• _Instructions to follow_:
Nothing but the lines from the top of the data to the line holding "Settings, ExternalLink, Pencil" should be printed, word for word and both ends included; leave the pictures out.
+++ Provided data +++
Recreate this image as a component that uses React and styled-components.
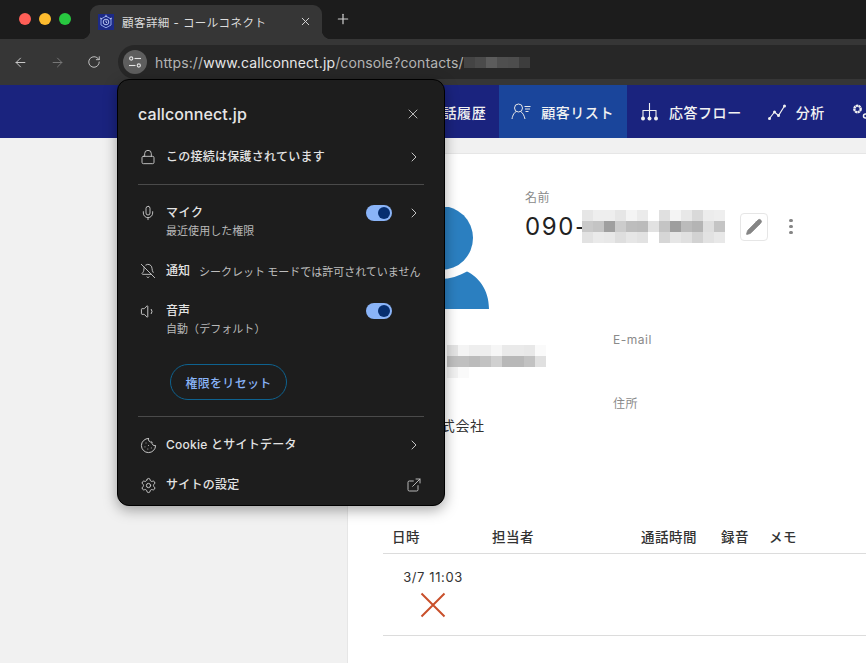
import React from 'react';
import styled, { createGlobalStyle } from 'styled-components';
import { X, Plus, ArrowLeft, ArrowRight, RotateCw, ChevronRight, Lock, Mic, BellOff, Volume1, Cookie, Settings, ExternalLink, Pencil } from 'lucide-react';

const Global = createGlobalStyle`
  html, body { margin: 0; padding: 0; background: #fff; }
  * { box-sizing: border-box; }
  body { font-family: Inter, "Noto Sans CJK JP", sans-serif; }
`;
const Page = styled.div`
  position: relative; width: 866px; height: 663px; overflow: hidden;
  display: flex; flex-direction: column; background: #f1f1f1;
`;
const TabStrip = styled.div`
  height: 39px; flex: none; background: #1c1c1c; display: flex; align-items: flex-end; padding-left: 19px;
`;
const Lights = styled.div`
  display: flex; gap: 8px; align-self: flex-start; margin-top: 13px; width: 71px;
`;
const Light = styled.span`
  width: 12px; height: 12px; border-radius: 50%; background: ${p => p.$c};
`;
const Tab = styled.div`
  position: relative; width: 232px; height: 34px; background: #363636; border-radius: 9px 9px 0 0;
  display: flex; align-items: center; padding: 0 10px 1px 8px; gap: 8px; color: #d6d6d6;
  &::before, &::after { content: ""; position: absolute; bottom: 0; width: 9px; height: 9px; }
  &::before { left: -9px; background: radial-gradient(circle at 0 0, #1c1c1c 9px, #363636 9.5px); }
  &::after { right: -9px; background: radial-gradient(circle at 100% 0, #1c1c1c 9px, #363636 9.5px); }
`;
const TabTitle = styled.span`
  flex: 1; font: 400 11.5px Inter, "Noto Sans CJK JP", sans-serif; letter-spacing: .45px; color: #dcdcdc; white-space: nowrap;
`;
const NewTab = styled.div`
  align-self: flex-start; margin: 11px 0 0 13px; color: #d0d0d0; display: flex;
`;
const Toolbar = styled.div`
  height: 46px; flex: none; background: #363636; padding: 6px 0 6px 13px; display: flex; align-items: center;
`;
const NavButtons = styled.div`
  display: flex; gap: 22px; width: 105px; align-items: center;
`;
const NavBtn = styled.span`
  display: flex; color: ${p => (p.$dim ? '#777' : '#c8c8c8')};
`;
const Omnibox = styled.div`
  flex: 1; height: 34px; background: #272727; border-radius: 17px 0 0 17px; display: flex; align-items: center; padding-left: 5px; gap: 8px;
`;
const SiteChip = styled.span`
  width: 24px; height: 24px; border-radius: 50%; background: #5e5e5e; display: flex; align-items: center; justify-content: center;
`;
const Url = styled.div`
  display: flex; align-items: center; font: 400 14px Inter, sans-serif; color: #b4b4b4; letter-spacing: .12px;
  b { font-weight: 400; color: #e6e6e6; }
`;
const Mosaic = styled.div`
  display: grid; grid-template-columns: repeat(${p => p.$cols}, ${p => p.$cell || 11}px); grid-auto-rows: 11px; flex: none;
`;
const Cell = styled.i`
  background: ${p => p.$c};
`;
const NavBar = styled.nav`
  height: 53px; flex: none; display: flex; align-items: stretch; padding-left: 416px; overflow: hidden;
  background: #1a237e;
`;
const NavItem = styled.div`
  display: flex; align-items: center; gap: ${p => p.$gap || 9}px; padding: 0 ${p => p.$r ?? 13}px 0 ${p => p.$l ?? 12}px;
  background: ${p => (p.$active ? '#1a459b' : 'transparent')};
  color: #f2f2f2; font: 500 14px "Noto Sans CJK JP", sans-serif; letter-spacing: .55px; white-space: nowrap; flex: none;
`;
const Body = styled.div`
  flex: 1; padding: 15px 0 0 347px; min-height: 0;
`;
const Main = styled.main`
  height: 100%; background: #fff; border-top: 1px solid #e6e6e6; border-left: 1px solid #e6e6e6; padding-top: 37px;
`;
const Profile = styled.section`
  display: flex; align-items: flex-start; padding-left: 45px; gap: 36px;
`;
const AvatarArt = styled.svg`
  flex: none; width: 96px; height: 102px; margin-top: 16px;
`;
const Label = styled.div`
  font: 400 12px/14px Inter, "Noto Sans CJK JP", sans-serif; color: #8a8a8a; letter-spacing: .5px;
`;
const NameRow = styled.div`
  display: flex; align-items: center; margin-top: 5px;
`;
const NameText = styled.span`
  font: 400 24px/33px Inter, sans-serif; color: #222; letter-spacing: 1.6px; width: 57px; white-space: nowrap;
`;
const EditBtn = styled.button`
  width: 28px; height: 28px; margin-left: 15px; padding: 0; background: #fff; border: 1px solid #e6e6e6; border-radius: 4px;
  display: flex; align-items: center; justify-content: center; color: #858585;
`;
const Dots = styled.div`
  display: flex; flex-direction: column; gap: 2.5px; margin-left: 21px;
`;
const Dot = styled.span`
  width: 3.5px; height: 3.5px; border-radius: 50%; background: #858585;
`;
const Info = styled.section`
  display: grid; grid-template-columns: 220px 1fr; padding-left: 45px; margin-top: 24px; height: 186px; grid-template-rows: 64px auto;
`;
const InfoCell = styled.div`
  padding-top: ${p => p.$top || 0}px; padding-left: ${p => p.$left || 0}px;
`;
const Company = styled.div`
  font: 400 14px/20px "Noto Sans CJK JP", sans-serif; color: #333; letter-spacing: .7px; margin-top: 18px; padding-left: 33px;
`;
const TableWrap = styled.section`
  margin-left: 35px; color: #333;
`;
const THead = styled.div`
  display: grid; grid-template-columns: 100px 149px 80px 48px 1fr; height: 35px; padding-left: 9px; align-items: center;
  border-bottom: 1px solid #dcdcdc; font: 500 13.5px "Noto Sans CJK JP", sans-serif; letter-spacing: .5px; color: #333;
`;
const TRow = styled.div`
  height: 82px; border-bottom: 1px solid #dcdcdc; padding: 14px 0 0 18px;
`;
const DateCell = styled.div`
  width: 64px; display: flex; flex-direction: column; align-items: center; gap: 6px;
  font: 400 13px/18px Inter, sans-serif; color: #333; letter-spacing: .6px; white-space: nowrap;
`;
const Popup = styled.aside`
  position: absolute; left: 117px; top: 79px; width: 328px; height: 427px; background: #1d1d1d; color: #e3e3e3;
  border: 1px solid #000; border-radius: 12px; box-shadow: 0 4px 14px rgba(0,0,0,.35); padding: 0 20px;
`;
const PopHead = styled.div`
  height: 68px; display: flex; align-items: center; justify-content: space-between; padding-right: 0;
  font: 500 16px Inter, sans-serif; color: #e6e6e6; letter-spacing: .1px;
`;
const PopClose = styled.span`
  display: flex; color: #c4c4c4; margin-right: 3px;
`;
const Row = styled.div`
  display: flex; align-items: ${p => (p.$top ? 'flex-start' : 'center')}; height: ${p => p.$h}px; margin-top: ${p => p.$mt || 0}px;
`;
const IconSlot = styled.span`
  width: 28px; flex: none; display: flex; justify-content: center; color: #c7c7c7; padding-right: 8px; margin-left: 0;
`;
const RowBody = styled.div`
  flex: 1; min-width: 0;
`;
const RowTitle = styled.div`
  font: 500 12px/16px Inter, "Noto Sans CJK JP", sans-serif; color: #e3e3e3; letter-spacing: ${p => p.$ls ?? 0.25}px; white-space: nowrap;
`;
const RowSub = styled.div`
  font: 400 11px/14px Inter, "Noto Sans CJK JP", sans-serif; color: #b9b9b9; margin-top: 3px; letter-spacing: .05px; white-space: nowrap;
`;
const RowNote = styled.span`
  font: 400 11px/16px "Noto Sans CJK JP", sans-serif; color: #bdbdbd; margin-left: 9px; white-space: nowrap; letter-spacing: -.02px;
`;
const Chevron = styled.span`
  display: flex; width: 16px; justify-content: center; color: #c4c4c4; margin-left: 14px; margin-right: 2px; flex: none;
`;
const Switch = styled.span`
  position: relative; width: 26px; height: 16px; border-radius: 8px; background: #8ab4f8; flex: none; display: block;
  &::after { content: ""; position: absolute; right: 2px; top: 2px; width: 12px; height: 12px; border-radius: 50%; background: #062e6f; }
`;
const ResetWrap = styled.div`
  padding-left: 32px; margin-top: 19px;
`;
const ResetBtn = styled.button`
  width: 117px; height: 36px; border: 1px solid #0e628f; border-radius: 18px; background: transparent; color: #8ab4f8; padding: 0;
  font: 500 12px "Noto Sans CJK JP", sans-serif; letter-spacing: .3px;
`;
const Divider = styled.hr`
  border: 0; height: 1px; background: #4a4a4a; margin: ${p => p.$m}; width: 286px;
`;

const Favicon = () => (
  <svg width="16" height="16" viewBox="0 0 16 16" style={{ flex: 'none' }}>
    <rect width="16" height="16" fill="#1c2a86" />
    <path d="M8 2.2 13 5v6l-5 2.8L3 11V5z" fill="none" stroke="#8ea2e6" strokeWidth="1" />
    <circle cx="8" cy="8" r="2.8" fill="none" stroke="#b6c3f0" strokeWidth="1" />
    <path d="M8 0.8v2M2 4l2 1M14 4l-2 1M8 6.5V8l1 1" fill="none" stroke="#c9d3f5" strokeWidth=".9" />
  </svg>
);
const TuneIcon = () => (
  <svg width="14" height="14" viewBox="0 0 14 14" fill="none" stroke="#e4e4e4" strokeWidth="1.1">
    <circle cx="3.2" cy="3.5" r="1.6" /><path d="M6.5 3.5H13" />
    <circle cx="10.8" cy="10.5" r="1.6" /><path d="M1 10.5h6.5" />
  </svg>
);
const UserListIcon = () => (
  <svg width="21" height="17" viewBox="0 0 21 17" fill="none" stroke="#e8e8e8" strokeWidth="1">
    <circle cx="7.5" cy="5" r="4" /><path d="M1 16c.6-4 2.6-7 4.5-7.5M9.5 8.5c2 1 3.6 3.5 4.5 7.5" />
    <path d="M13.5 3.5h6M14 6h5M14.5 8.5h3" />
  </svg>
);
const FlowIcon = () => (
  <svg width="17" height="18" viewBox="0 0 17 18" fill="none" stroke="#f0f0f0" strokeWidth="1.1">
    <path d="M8.5 0v15M2 15V7.5h13V15" />
    <g fill="#f0f0f0" stroke="none"><circle cx="2" cy="15.5" r="2" /><circle cx="8.5" cy="15.5" r="2" /><circle cx="15" cy="15.5" r="2" /></g>
  </svg>
);
const ChartIcon = () => (
  <svg width="18" height="16" viewBox="0 0 18 16" fill="none" stroke="#f0f0f0" strokeWidth="1.2">
    <path d="M1.5 14.5 6.5 8l4 3.5L16.5 2" />
    <g fill="#f0f0f0" stroke="none"><circle cx="1.5" cy="14.5" r="1.5" /><circle cx="6.5" cy="8" r="1.5" /><circle cx="10.5" cy="11.5" r="1.5" /><circle cx="16.5" cy="2" r="1.5" /></g>
  </svg>
);
const GearsIcon = () => (
  <svg width="18" height="18" viewBox="0 0 18 18">
    <circle cx="5.5" cy="6" r="3.2" fill="none" stroke="#f2f2f2" strokeWidth="2.4" strokeDasharray="2.2 .4" />
    <circle cx="13.5" cy="13" r="2" fill="none" stroke="#f2f2f2" strokeWidth="1.5" />
  </svg>
);

const urlCells = ['#444', '#4b4b4b', '#5c5c5c', '#4f4f4f', '#4d4d4d', '#3d3d3d'];
const nameCells = [
  '#e6e6e6', '#eeeeee', '#eeeeee', '#e6e6e6', '#f4f4f4', '#ebebeb', '#fff', '#e0e0e0', '#f4f4f4', '#e8e8e8', '#d9d9d9', '#ececec', '#eeeeee',
  '#c9c9c9', '#c4c4c4', '#9f9f9f', '#cccccc', '#bdbdbd', '#bbbbbb', '#e2e2e2', '#c4c4c4', '#9e9e9e', '#bbbbbb', '#b4b4b4', '#dedede', '#c4c4c4',
  '#e2e2e2', '#eaeaea', '#e8e8e8', '#dedede', '#e6e6e6', '#e2e2e2', '#fff', '#d6d6d6', '#e6e6e6', '#e0e0e0', '#d2d2d2', '#e2e2e2', '#e8e8e8',
];
const mailCells = [
  '#e4e4e4', '#f4f4f4', '#eeeeee', '#eeeeee', '#f6f6f6', '#eaeaea', '#eaeaea', '#e8e8e8', '#fafafa',
  '#c0c0c0', '#c0c0c0', '#bbbbbb', '#c2c2c2', '#d0d0d0', '#b8b8b8', '#b8b8b8', '#c2c2c2', '#e0e0e0',
  '#f2f2f2', '#fafafa', '#fff', '#fff', '#fff', '#fff', '#fff', '#fff', '#fff',
];
const Blur = ({ cells, cols }) => (
  <Mosaic $cols={cols}>{cells.map((c, i) => <Cell key={i} $c={c} />)}</Mosaic>
);

export default function App() {
  return (
    <Page>
      <Global />
      <TabStrip>
        <Lights>
          <Light $c="#ff5f57" /><Light $c="#febc2e" /><Light $c="#28c840" />
        </Lights>
        <Tab>
          <Favicon />
          <TabTitle>顧客詳細 - コールコネクト</TabTitle>
          <X size={13} strokeWidth={1.8} />
        </Tab>
        <NewTab><Plus size={16} strokeWidth={1.8} /></NewTab>
      </TabStrip>
      <Toolbar>
        <NavButtons>
          <NavBtn><ArrowLeft size={15} strokeWidth={1.6} /></NavBtn>
          <NavBtn $dim><ArrowRight size={15} strokeWidth={1.6} /></NavBtn>
          <NavBtn><RotateCw size={14} strokeWidth={1.6} /></NavBtn>
        </NavButtons>
        <Omnibox>
          <SiteChip><TuneIcon /></SiteChip>
          <Url>https://<b>www.callconnect.jp</b>/console?contacts/<Blur cells={urlCells} cols={6} /></Url>
        </Omnibox>
      </Toolbar>
      <NavBar>
        <NavItem>通話履歴</NavItem>
        <NavItem $active><UserListIcon />顧客リスト</NavItem>
        <NavItem $l={14} $r={26} $gap={11}><FlowIcon />応答フロー</NavItem>
        <NavItem $l={0} $r={27} $gap={10}><ChartIcon />分析</NavItem>
        <NavItem $l={0} $r={0}><GearsIcon /></NavItem>
      </NavBar>
      <Body>
        <Main>
          <Profile>
            <AvatarArt viewBox="0 0 96 102">
              <circle cx="48" cy="31" r="32" fill="#2b7fc0" />
              <path d="M0 102C0 82 11 70 22 64.5 30 69 39 72 48 72s18-3 26-7.500C85 70 96 82 96 102z" fill="#2b7fc0" />
            </AvatarArt>
            <div>
              <Label>名前</Label>
              <NameRow>
                <NameText>090-</NameText>
                <Blur cells={nameCells} cols={13} />
                <EditBtn aria-label="編集"><Pencil size={18} fill="#858585" strokeWidth={1} /></EditBtn>
                <Dots><Dot /><Dot /><Dot /></Dots>
              </NameRow>
            </div>
          </Profile>
          <Info>
            <InfoCell $top={12} $left={54}><Blur cells={mailCells} cols={9} /></InfoCell>
            <InfoCell><Label>E-mail</Label></InfoCell>
            <InfoCell><Company>株式会社</Company></InfoCell>
            <InfoCell><Label>住所</Label></InfoCell>
          </Info>
          <TableWrap>
            <THead>
              <span>日時</span><span>担当者</span><span>通話時間</span><span>録音</span><span>メモ</span>
            </THead>
            <TRow>
              <DateCell>
                3/7 11:03
                <svg width="26" height="26" viewBox="0 0 26 26" stroke="#c9502b" strokeWidth="2" fill="none">
                  <path d="M1.500 1.500l23 23M24.500 1.500l-23 23" />
                </svg>
              </DateCell>
            </TRow>
          </TableWrap>
        </Main>
      </Body>
      <Popup>
        <PopHead>callconnect.jp<PopClose><X size={16} strokeWidth={1.4} /></PopClose></PopHead>
        <Row $h={38} $mt={-10}>
          <IconSlot><Lock size={16} strokeWidth={1.4} /></IconSlot>
          <RowBody><RowTitle>この接続は保護されています</RowTitle></RowBody>
          <Chevron><ChevronRight size={16} strokeWidth={1.5} /></Chevron>
        </Row>
        <Divider $m="8px 0 0" />
        <Row $h={42} $mt={20} $top>
          <IconSlot><Mic size={16} strokeWidth={1.4} /></IconSlot>
          <RowBody>
            <RowTitle $ls={0.6}>マイク</RowTitle>
            <RowSub>最近使用した権限</RowSub>
          </RowBody>
          <Switch />
          <Chevron><ChevronRight size={16} strokeWidth={1.5} /></Chevron>
        </Row>
        <Row $h={20} $mt={14}>
          <IconSlot><BellOff size={16} strokeWidth={1.4} /></IconSlot>
          <RowTitle $ls={0}>通知</RowTitle>
          <RowNote>シークレット モードでは許可されていません</RowNote>
        </Row>
        <Row $h={42} $mt={22} $top>
          <IconSlot><Volume1 size={17} strokeWidth={1.4} /></IconSlot>
          <RowBody>
            <RowTitle $ls={0}>音声</RowTitle>
            <RowSub>自動（デフォルト）</RowSub>
          </RowBody>
          <Switch />
          <Chevron />
        </Row>
        <ResetWrap><ResetBtn>権限をリセット</ResetBtn></ResetWrap>
        <Divider $m="16px 0 0" />
        <Row $h={20} $mt={18}>
          <IconSlot><Cookie size={17} strokeWidth={1.4} /></IconSlot>
          <RowBody><RowTitle>Cookie とサイトデータ</RowTitle></RowBody>
          <Chevron><ChevronRight size={16} strokeWidth={1.5} /></Chevron>
        </Row>
        <Row $h={20} $mt={20}>
          <IconSlot><Settings size={17} strokeWidth={1.4} /></IconSlot>
          <RowBody><RowTitle>サイトの設定</RowTitle></RowBody>
          <Chevron><ExternalLink size={16} strokeWidth={1.4} /></Chevron>
        </Row>
      </Popup>
    </Page>
  );
}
+++
• _Written solution_:
Recreate this image as a component that uses React and styled-components.
import React from 'react';
import styled, { createGlobalStyle } from 'styled-components';
import { X, Plus, ArrowLeft, ArrowRight, RotateCw, ChevronRight, Lock, Mic, BellOff, Volume1, Cookie, Settings, ExternalLink, Pencil } from 'lucide-react';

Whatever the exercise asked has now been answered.